The second condition is made possible in a marvellous way by the infinitely small molecules of smoke, visible only when magnified several dozen times. But even then parts of the picture, enveloped by the mist of subtle sfumato, prove that the information content of the picture has not been revealed whole. That's why a single film may be used to achieve various artistic results.

Sootograms proper belong to another period, when I started conducting new experiments, having decided that the original procedure was not enough for me any more. The turning-point was probably connected with the following experience:
One day, charmed by the beauty of autumn in the mountains, when I was walking to my hermitage under the summit of Krzywy, I realized that alongside of me was climbing my happy horizon, my friendly space, my great invisible umbrella under which I felt safe and boundlessly happy. When I reached the hut, I went about domestic toils and stopped thinking about it. And then night came and I walked out onto the meadow. The star-spangled sky revived the image and then I conducted a certain experiment. Staring at the boundless space of the universe I turned about on my heel and imagined that I was getting rid of that friendly space whose presence I had felt so clearly around me in the afternoon. I was convinced that my skin came into direct contact with a cruel and unknown world. The feeling was so overwhelming that I never dared to repeat this experience.

But I have preserved its traces to this day. I am absolutely convinced that they caused a significant change of my understanding of the artistic sense of getting in contact with the micro and macrocosm of sootograms. I had once supposed that it depended basically on alert observation and acceptance of the chain of events, but now it was not enough for me any more. I realized that I should add my own feelings to the sensual impulses flowing in from Nature, just like on that autumn day. I had known long before that something very unusual takes place in all creative processes, something I call – for my own use – enchanting of the contents into form, contents which usually are most personal, ambiguous and difficult to define. But undoubtedly there exists a very close relation between the external world (the macrocosm) and the internal world of living beings (the microcosm). In spite of the seeming differences between them, both these worlds are one. There are many proofs to support this view, which aren't not always appreciated and treated seriously. But the whole great legacy of art points this way. Let's assume that real creative skills are a gift (which was once called inspiration) that seeps into the creative subject during exceptional periods of his symbiosis with the world. Consciousness may be then turned off and one can be lead on by creative instincts and intuition.
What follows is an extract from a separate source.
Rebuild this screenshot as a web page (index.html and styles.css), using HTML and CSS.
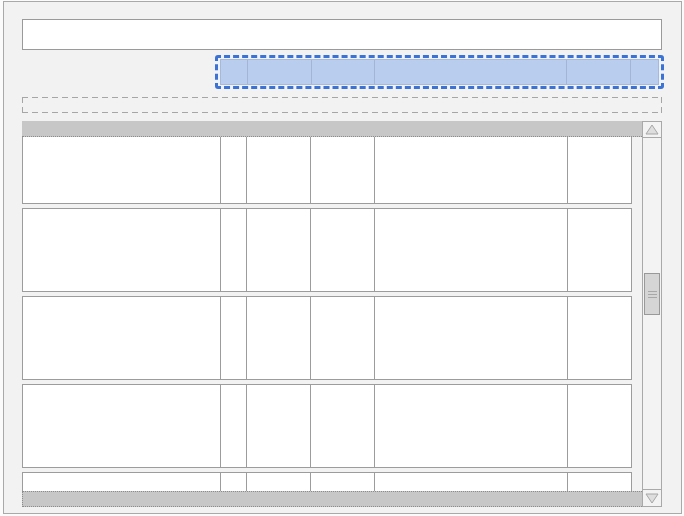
FILE: index.html
```html
<!DOCTYPE html>
<html>
<head>
<meta charset="utf-8">
<link rel="stylesheet" href="styles.css">
</head>
<body>
<div class="frame">
  <div class="input"></div>
  <div class="drag-bar">
    <div class="drag-cells">
      <div class="dc w27"></div>
      <div class="dc w64"></div>
      <div class="dc w64"></div>
      <div class="dc w193"></div>
      <div class="dc w64"></div>
      <div class="dc w27 last"></div>
    </div>
  </div>
  <div class="drop-zone"></div>
  <div class="table">
    <div class="pane">
      <div class="rows">
        <div class="row first"><div class="c"></div><div class="c"></div><div class="c"></div><div class="c"></div><div class="c"></div><div class="c end"></div></div>
        <div class="row"><div class="c"></div><div class="c"></div><div class="c"></div><div class="c"></div><div class="c"></div><div class="c end"></div></div>
        <div class="row"><div class="c"></div><div class="c"></div><div class="c"></div><div class="c"></div><div class="c"></div><div class="c end"></div></div>
        <div class="row"><div class="c"></div><div class="c"></div><div class="c"></div><div class="c"></div><div class="c"></div><div class="c end"></div></div>
        <div class="row"><div class="c"></div><div class="c"></div><div class="c"></div><div class="c"></div><div class="c"></div><div class="c end"></div></div>
      </div>
      <div class="hatch top"></div>
      <div class="hatch bottom"></div>
    </div>
    <div class="scrollbar">
      <div class="sb-btn up">
        <svg width="14" height="11" viewBox="0 0 14 11"><polygon points="7,1 13,10 1,10" fill="#dedede" stroke="#a6a6a6" stroke-width="1"/></svg>
      </div>
      <div class="sb-track">
        <div class="thumb">
          <span class="grip"></span><span class="grip"></span><span class="grip"></span>
        </div>
      </div>
      <div class="sb-btn down">
        <svg width="14" height="11" viewBox="0 0 14 11"><polygon points="1,1 13,1 7,10" fill="#dedede" stroke="#a6a6a6" stroke-width="1"/></svg>
      </div>
    </div>
  </div>
</div>
</body>
</html>
```
FILE: styles.css
```css
* { box-sizing: border-box; }
html, body { margin: 0; padding: 0; background: #fbfbfb; }
body { font-family: "Liberation Sans", Arial, sans-serif; }

.frame {
  margin: 1px 0 0 3px;
  width: 679px;
  height: 513px;
  background: #f2f2f2;
  border: 1px solid #a9a9a9;
  padding: 17px 18px 0 18px;
  display: flex;
  flex-direction: column;
}

.input {
  height: 31px;
  width: 640px;
  background: #fff;
  border: 1px solid #9a9a9a;
}

.drag-bar {
  align-self: flex-end;
  margin-right: -1px;
  margin-top: 5px;
  width: 449px;
  height: 34px;
  border: 3px dashed #3b72d4;
  border-radius: 3px;
  padding: 1px 2px;
  background: #eef2fa;
}
.drag-cells {
  display: flex;
  height: 100%;
  background: #b9cdef;
  border: 1px solid #a7b8d9;
}
.dc { border-right: 1px solid #a3b5d6; height: 100%; }
.dc.last { border-right: none; }
.w27 { width: 27px; }
.w64 { width: 64px; }
.w193 { width: 193px; }

.drop-zone {
  margin-top: 8px;
  width: 640px;
  height: 16px;
  background:
    repeating-linear-gradient(90deg, #a6a6a6 0 6px, transparent 6px 10px) left top / 100% 1px no-repeat,
    repeating-linear-gradient(90deg, #a6a6a6 0 6px, transparent 6px 10px) left bottom / 100% 1px no-repeat,
    repeating-linear-gradient(180deg, #a6a6a6 0 6px, transparent 6px 10px) left top / 1px 100% no-repeat,
    repeating-linear-gradient(180deg, #a6a6a6 0 6px, transparent 6px 10px) right top / 1px 100% no-repeat;
}

.table {
  margin-top: 8px;
  width: 640px;
  height: 386px;
  display: flex;
}

.pane {
  position: relative;
  width: 620px;
  height: 100%;
  overflow: hidden;
}
.rows {
  display: flex;
  flex-direction: column;
  gap: 4px;
}
.row {
  width: 610px;
  height: 84px;
  flex: none;
  background: #fff;
  border: 1px solid #9c9c9c;
  display: grid;
  grid-template-columns: 198px 26px 64px 64px 193px 1fr;
}
.row.first { height: 83px; }
.c { border-right: 1px solid #9c9c9c; }
.c.end { border-right: none; }

.hatch {
  position: absolute;
  left: 0;
  width: 620px;
  height: 16px;
  background: #c7c7c7;
}
.hatch.top { top: 0; border-bottom: 1px dotted #8c8c8c; }
.hatch.bottom { bottom: 0; border: 1px dotted #8c8c8c; border-right: none; }

.scrollbar {
  width: 20px;
  height: 100%;
  border: 1px solid #a9a9a9;
  background: #f3f3f3;
  display: flex;
  flex-direction: column;
}
.sb-btn {
  height: 16px;
  flex: none;
  display: flex;
  align-items: center;
  justify-content: center;
}
.sb-btn.up { border-bottom: 1px solid #a9a9a9; }
.sb-btn.down { border-top: 1px solid #a9a9a9; height: 17px; }
.sb-track {
  flex: 1;
  padding-top: 135px;
  padding-left: 1px;
}
.thumb {
  width: 16px;
  height: 42px;
  background: #d5d5d5;
  border: 1px solid #999;
  display: flex;
  flex-direction: column;
  align-items: center;
  justify-content: center;
  gap: 2px;
}
.grip {
  display: block;
  width: 9px;
  height: 1px;
  background: #a8a8a8;
}
```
But how is it possible that those personal, ambiguous and undefined contents penetrate matter, saturating it with spiritual values?
Let me relate to another experience, this time from my childhood:
Among numerous memories of this time one stands out especially. Me and my cousin Richie had a book delivered from Warsaw by post – "240 Magic Tricks". I clearly remember one of the tricks. We had to cut a small circle out of a piece of paper and glue another strip of paper over it so that it formed a hoop over the diameter of the circle. We also needed a cork. One had to stick a needle into it and place the paper hoop with the circle on its tip. When one waved a hand around this construction in a semi-circle, the paper circle started to move, revolving faster and faster.
There was another way to make the circle move, more spectacular, although much more difficult and not always effective – we could also will the circle to move, just looking at it from a distance, and the circle seemed to be following our instructions as to the direction of its revolutions. I do not believe that any mysterious powers had participated in this experiment. Looking for a rational explanation I would pose a question: is it not possible that from time to time in the mutual influences of the microcosm and the macrocosm certain specific situations take place which clearly strengthen the position of one of the poles of that mutuality? That is precisely what happened in the above-mentioned experiment.

When the resistance of matter is minimal, as in some artificially created physical microscale, the influence of psychological forces may become visible in a material way, like in the case of the movement of the paper circle, suspended on the tip of a needle. The same phenomenon takes place in the case of creating sootograms. The physical side of this process, which formally belongs to the macrocosm, is reduced so much that the internal world of the human being taking part in the process reaches a privileged position: using small forces of its influence it may effectively influence the course and the results of the process.

Naturally, I cannot claim with absolute certainty that all unusual qualities of those processes may be explained in the same way. These hypotheses, however, are based on discriminating observations, conducted over the period of more than a dozen years, and their accuracy seems to be confirmed by the following:
1) The results of those processes which take place in identical or very similar conditions are infinitely varied.
2) Artistic results of those processes depend most of all on the psychophysical condition of the person who takes part in them. The person's indisposition or exhaustion makes the process impossible – the forms which come into being are immediately broken down into tiny fragments, like a broken window-pane made of toughened glass.
3) sootograms are capable of "self-programming": they can determine the parameters of the picture's perspective and the unity of its spatial construction in the relation between a negative and a positive, and they can retain a steady spatial orientation of the picture with regard to the author and the future spectator.

For example, it seems strange that during my long sootogram experience I have never felt the need to turn the picture around its vertical or horizontal axis, as it sometimes happens during slide shows and which is sometimes profitable in abstract painting. In spite of the fact that a sootogram always comes into being in horizontal position, the edge of the glass closest to me is – as far as I am concerned – its bottom, while the opposite edge the top of the picture, if held vertically.
But that is not all. The construction of space in sootograms is extraordinarily precise. This space is three-dimensional. sootograms sometimes bring to mind the complex construction of sculptural forms. In order to achieve such forms in this branch of art it is necessary to go through various middle stages which precede the making of the complete work (drawings, sketches, studies from nature, scale models, a 1:1 model, a negative cast form of the model, the proper cast of the sculpture in plaster or some other material, and then the final touches and photographic documentation). In sootogram technique this complicated procedure becomes extremely short and is reduced to just two stages. There is no consciously created model – it is hidden, immediately materialized in the form of a negative and revealed on light-sensitive paper. The effect is created "between" subsequent stages of physical activity and the initial participation of matter is so feeble that we can speak of the materialization of things internal, in nature and in man.

Sootograms help to establish proper proportions between the creative power of nature and the part that the artist plays in it. It is good if they remind us of modesty and humility which lead to truth by means of a short-cut. But the most marvellous thing is the fact that Nature is able to imagine something that does not exist, has never existed and probably never will exist – and it presents these objects as if seen through her eyes, i. e. from the inside.